[Prompt] Would you extract the whole listing below and retype it exactly?

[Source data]
• • • • •
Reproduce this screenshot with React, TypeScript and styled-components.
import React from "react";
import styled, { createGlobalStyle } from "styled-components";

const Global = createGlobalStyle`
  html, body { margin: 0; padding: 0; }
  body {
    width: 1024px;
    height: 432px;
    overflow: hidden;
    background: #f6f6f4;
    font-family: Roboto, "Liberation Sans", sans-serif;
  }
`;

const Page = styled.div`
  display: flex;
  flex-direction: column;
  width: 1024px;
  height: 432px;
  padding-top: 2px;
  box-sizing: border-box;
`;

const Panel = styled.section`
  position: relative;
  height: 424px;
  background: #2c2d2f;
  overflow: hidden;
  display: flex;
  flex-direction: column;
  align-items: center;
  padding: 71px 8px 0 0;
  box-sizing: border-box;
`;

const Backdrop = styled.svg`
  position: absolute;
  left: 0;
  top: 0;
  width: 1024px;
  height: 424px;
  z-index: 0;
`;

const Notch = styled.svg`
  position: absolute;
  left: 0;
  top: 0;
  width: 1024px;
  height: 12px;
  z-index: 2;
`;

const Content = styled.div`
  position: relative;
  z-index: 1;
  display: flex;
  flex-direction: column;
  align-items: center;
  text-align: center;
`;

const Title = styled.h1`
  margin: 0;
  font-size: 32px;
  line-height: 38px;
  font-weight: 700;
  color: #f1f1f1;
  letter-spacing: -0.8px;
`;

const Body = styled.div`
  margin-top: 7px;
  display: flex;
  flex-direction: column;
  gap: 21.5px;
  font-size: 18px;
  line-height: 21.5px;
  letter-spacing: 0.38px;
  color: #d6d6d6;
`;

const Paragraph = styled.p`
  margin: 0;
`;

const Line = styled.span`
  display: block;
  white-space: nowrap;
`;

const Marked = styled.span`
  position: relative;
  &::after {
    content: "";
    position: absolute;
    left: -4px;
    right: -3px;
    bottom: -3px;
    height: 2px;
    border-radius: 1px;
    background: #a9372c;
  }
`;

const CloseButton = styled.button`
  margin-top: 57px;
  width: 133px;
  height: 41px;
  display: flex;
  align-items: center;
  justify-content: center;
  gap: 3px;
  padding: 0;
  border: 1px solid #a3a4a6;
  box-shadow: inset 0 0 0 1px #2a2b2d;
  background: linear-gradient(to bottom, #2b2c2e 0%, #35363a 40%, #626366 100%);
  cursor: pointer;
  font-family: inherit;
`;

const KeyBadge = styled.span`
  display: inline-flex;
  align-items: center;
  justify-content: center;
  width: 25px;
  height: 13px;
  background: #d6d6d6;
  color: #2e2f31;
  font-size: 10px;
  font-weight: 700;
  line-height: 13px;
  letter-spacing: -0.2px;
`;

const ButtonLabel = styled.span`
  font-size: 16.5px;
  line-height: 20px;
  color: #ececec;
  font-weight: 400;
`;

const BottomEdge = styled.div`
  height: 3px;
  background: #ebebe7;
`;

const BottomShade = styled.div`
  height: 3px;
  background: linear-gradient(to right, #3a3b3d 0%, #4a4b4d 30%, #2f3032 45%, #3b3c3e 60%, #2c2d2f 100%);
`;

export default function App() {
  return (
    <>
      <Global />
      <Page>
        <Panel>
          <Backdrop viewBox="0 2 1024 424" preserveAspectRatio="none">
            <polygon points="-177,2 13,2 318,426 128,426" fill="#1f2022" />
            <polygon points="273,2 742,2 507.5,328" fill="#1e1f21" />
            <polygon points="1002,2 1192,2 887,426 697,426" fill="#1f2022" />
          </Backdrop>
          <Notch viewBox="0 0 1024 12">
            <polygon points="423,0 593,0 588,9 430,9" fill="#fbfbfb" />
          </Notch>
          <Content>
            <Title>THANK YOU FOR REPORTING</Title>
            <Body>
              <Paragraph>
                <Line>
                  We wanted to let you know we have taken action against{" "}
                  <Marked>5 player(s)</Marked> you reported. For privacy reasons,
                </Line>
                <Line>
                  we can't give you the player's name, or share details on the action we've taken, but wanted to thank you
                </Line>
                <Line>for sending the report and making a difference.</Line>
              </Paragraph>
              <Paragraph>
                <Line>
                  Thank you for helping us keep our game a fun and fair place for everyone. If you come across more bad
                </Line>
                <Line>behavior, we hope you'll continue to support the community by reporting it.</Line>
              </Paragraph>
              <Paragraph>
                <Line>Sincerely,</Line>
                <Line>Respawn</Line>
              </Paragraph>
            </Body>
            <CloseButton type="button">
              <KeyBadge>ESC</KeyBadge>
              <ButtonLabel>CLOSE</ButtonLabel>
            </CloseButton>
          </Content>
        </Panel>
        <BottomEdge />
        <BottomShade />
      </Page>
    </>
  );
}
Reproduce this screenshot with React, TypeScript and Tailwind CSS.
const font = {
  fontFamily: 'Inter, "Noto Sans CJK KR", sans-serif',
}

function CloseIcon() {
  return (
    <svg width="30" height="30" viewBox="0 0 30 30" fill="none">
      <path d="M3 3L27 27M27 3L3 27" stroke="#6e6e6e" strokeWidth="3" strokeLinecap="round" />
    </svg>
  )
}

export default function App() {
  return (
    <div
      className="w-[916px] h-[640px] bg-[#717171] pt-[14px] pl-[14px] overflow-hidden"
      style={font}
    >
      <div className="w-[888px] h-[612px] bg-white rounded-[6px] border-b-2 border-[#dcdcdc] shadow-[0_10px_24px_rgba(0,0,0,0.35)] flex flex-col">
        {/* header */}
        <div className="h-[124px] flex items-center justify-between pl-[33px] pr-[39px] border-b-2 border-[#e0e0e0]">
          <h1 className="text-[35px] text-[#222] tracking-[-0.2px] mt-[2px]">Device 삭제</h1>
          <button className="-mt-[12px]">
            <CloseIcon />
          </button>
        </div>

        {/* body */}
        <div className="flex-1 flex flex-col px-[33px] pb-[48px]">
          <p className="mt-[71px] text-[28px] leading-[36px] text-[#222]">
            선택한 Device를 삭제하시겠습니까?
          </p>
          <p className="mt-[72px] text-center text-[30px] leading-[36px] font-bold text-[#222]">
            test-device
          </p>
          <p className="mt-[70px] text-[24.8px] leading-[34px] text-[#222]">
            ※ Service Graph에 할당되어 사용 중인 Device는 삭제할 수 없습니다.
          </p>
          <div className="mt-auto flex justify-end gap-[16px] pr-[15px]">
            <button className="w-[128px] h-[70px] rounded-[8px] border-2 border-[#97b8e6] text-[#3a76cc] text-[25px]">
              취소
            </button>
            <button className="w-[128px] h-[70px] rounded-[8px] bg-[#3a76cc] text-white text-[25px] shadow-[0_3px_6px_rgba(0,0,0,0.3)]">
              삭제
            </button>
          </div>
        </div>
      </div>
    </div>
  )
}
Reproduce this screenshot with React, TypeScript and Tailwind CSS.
• • • • •
[Exercise solution]
Reproduce this screenshot with React, TypeScript and styled-components.
import React from "react";
import styled, { createGlobalStyle } from "styled-components";

const Global = createGlobalStyle`
  html, body { margin: 0; padding: 0; }
  body {
    width: 1024px;
    height: 432px;
    overflow: hidden;
    background: #f6f6f4;
    font-family: Roboto, "Liberation Sans", sans-serif;
  }
`;

const Page = styled.div`
  display: flex;
  flex-direction: column;
  width: 1024px;
  height: 432px;
  padding-top: 2px;
  box-sizing: border-box;
`;

const Panel = styled.section`
  position: relative;
  height: 424px;
  background: #2c2d2f;
  overflow: hidden;
  display: flex;
  flex-direction: column;
  align-items: center;
  padding: 71px 8px 0 0;
  box-sizing: border-box;
`;

const Backdrop = styled.svg`
  position: absolute;
  left: 0;
  top: 0;
  width: 1024px;
  height: 424px;
  z-index: 0;
`;

const Notch = styled.svg`
  position: absolute;
  left: 0;
  top: 0;
  width: 1024px;
  height: 12px;
  z-index: 2;
`;

const Content = styled.div`
  position: relative;
  z-index: 1;
  display: flex;
  flex-direction: column;
  align-items: center;
  text-align: center;
`;

const Title = styled.h1`
  margin: 0;
  font-size: 32px;
  line-height: 38px;
  font-weight: 700;
  color: #f1f1f1;
  letter-spacing: -0.8px;
`;

const Body = styled.div`
  margin-top: 7px;
  display: flex;
  flex-direction: column;
  gap: 21.5px;
  font-size: 18px;
  line-height: 21.5px;
  letter-spacing: 0.38px;
  color: #d6d6d6;
`;

const Paragraph = styled.p`
  margin: 0;
`;

const Line = styled.span`
  display: block;
  white-space: nowrap;
`;

const Marked = styled.span`
  position: relative;
  &::after {
    content: "";
    position: absolute;
    left: -4px;
    right: -3px;
    bottom: -3px;
    height: 2px;
    border-radius: 1px;
    background: #a9372c;
  }
`;

const CloseButton = styled.button`
  margin-top: 57px;
  width: 133px;
  height: 41px;
  display: flex;
  align-items: center;
  justify-content: center;
  gap: 3px;
  padding: 0;
  border: 1px solid #a3a4a6;
  box-shadow: inset 0 0 0 1px #2a2b2d;
  background: linear-gradient(to bottom, #2b2c2e 0%, #35363a 40%, #626366 100%);
  cursor: pointer;
  font-family: inherit;
`;

const KeyBadge = styled.span`
  display: inline-flex;
  align-items: center;
  justify-content: center;
  width: 25px;
  height: 13px;
  background: #d6d6d6;
  color: #2e2f31;
  font-size: 10px;
  font-weight: 700;
  line-height: 13px;
  letter-spacing: -0.2px;
`;

const ButtonLabel = styled.span`
  font-size: 16.5px;
  line-height: 20px;
  color: #ececec;
  font-weight: 400;
`;

const BottomEdge = styled.div`
  height: 3px;
  background: #ebebe7;
`;

const BottomShade = styled.div`
  height: 3px;
  background: linear-gradient(to right, #3a3b3d 0%, #4a4b4d 30%, #2f3032 45%, #3b3c3e 60%, #2c2d2f 100%);
`;

export default function App() {
  return (
    <>
      <Global />
      <Page>
        <Panel>
          <Backdrop viewBox="0 2 1024 424" preserveAspectRatio="none">
            <polygon points="-177,2 13,2 318,426 128,426" fill="#1f2022" />
            <polygon points="273,2 742,2 507.5,328" fill="#1e1f21" />
            <polygon points="1002,2 1192,2 887,426 697,426" fill="#1f2022" />
          </Backdrop>
          <Notch viewBox="0 0 1024 12">
            <polygon points="423,0 593,0 588,9 430,9" fill="#fbfbfb" />
          </Notch>
          <Content>
            <Title>THANK YOU FOR REPORTING</Title>
            <Body>
              <Paragraph>
                <Line>
                  We wanted to let you know we have taken action against{" "}
                  <Marked>5 player(s)</Marked> you reported. For privacy reasons,
                </Line>
                <Line>
                  we can't give you the player's name, or share details on the action we've taken, but wanted to thank you
                </Line>
                <Line>for sending the report and making a difference.</Line>
              </Paragraph>
              <Paragraph>
                <Line>
                  Thank you for helping us keep our game a fun and fair place for everyone. If you come across more bad
                </Line>
                <Line>behavior, we hope you'll continue to support the community by reporting it.</Line>
              </Paragraph>
              <Paragraph>
                <Line>Sincerely,</Line>
                <Line>Respawn</Line>
              </Paragraph>
            </Body>
            <CloseButton type="button">
              <KeyBadge>ESC</KeyBadge>
              <ButtonLabel>CLOSE</ButtonLabel>
            </CloseButton>
          </Content>
        </Panel>
        <BottomEdge />
        <BottomShade />
      </Page>
    </>
  );
}
Reproduce this screenshot with React, TypeScript and Tailwind CSS.
const font = {
  fontFamily: 'Inter, "Noto Sans CJK KR", sans-serif',
}

function CloseIcon() {
  return (
    <svg width="30" height="30" viewBox="0 0 30 30" fill="none">
      <path d="M3 3L27 27M27 3L3 27" stroke="#6e6e6e" strokeWidth="3" strokeLinecap="round" />
    </svg>
  )
}

export default function App() {
  return (
    <div
      className="w-[916px] h-[640px] bg-[#717171] pt-[14px] pl-[14px] overflow-hidden"
      style={font}
    >
      <div className="w-[888px] h-[612px] bg-white rounded-[6px] border-b-2 border-[#dcdcdc] shadow-[0_10px_24px_rgba(0,0,0,0.35)] flex flex-col">
        {/* header */}
        <div className="h-[124px] flex items-center justify-between pl-[33px] pr-[39px] border-b-2 border-[#e0e0e0]">
          <h1 className="text-[35px] text-[#222] tracking-[-0.2px] mt-[2px]">Device 삭제</h1>
          <button className="-mt-[12px]">
            <CloseIcon />
          </button>
        </div>

        {/* body */}
        <div className="flex-1 flex flex-col px-[33px] pb-[48px]">
          <p className="mt-[71px] text-[28px] leading-[36px] text-[#222]">
            선택한 Device를 삭제하시겠습니까?
          </p>
          <p className="mt-[72px] text-center text-[30px] leading-[36px] font-bold text-[#222]">
            test-device
          </p>
          <p className="mt-[70px] text-[24.8px] leading-[34px] text-[#222]">
            ※ Service Graph에 할당되어 사용 중인 Device는 삭제할 수 없습니다.
          </p>
          <div className="mt-auto flex justify-end gap-[16px] pr-[15px]">
            <button className="w-[128px] h-[70px] rounded-[8px] border-2 border-[#97b8e6] text-[#3a76cc] text-[25px]">
              취소
            </button>
            <button className="w-[128px] h-[70px] rounded-[8px] bg-[#3a76cc] text-white text-[25px] shadow-[0_3px_6px_rgba(0,0,0,0.3)]">
              삭제
            </button>
          </div>
        </div>
      </div>
    </div>
  )
}
Reproduce this screenshot with React, TypeScript and Tailwind CSS.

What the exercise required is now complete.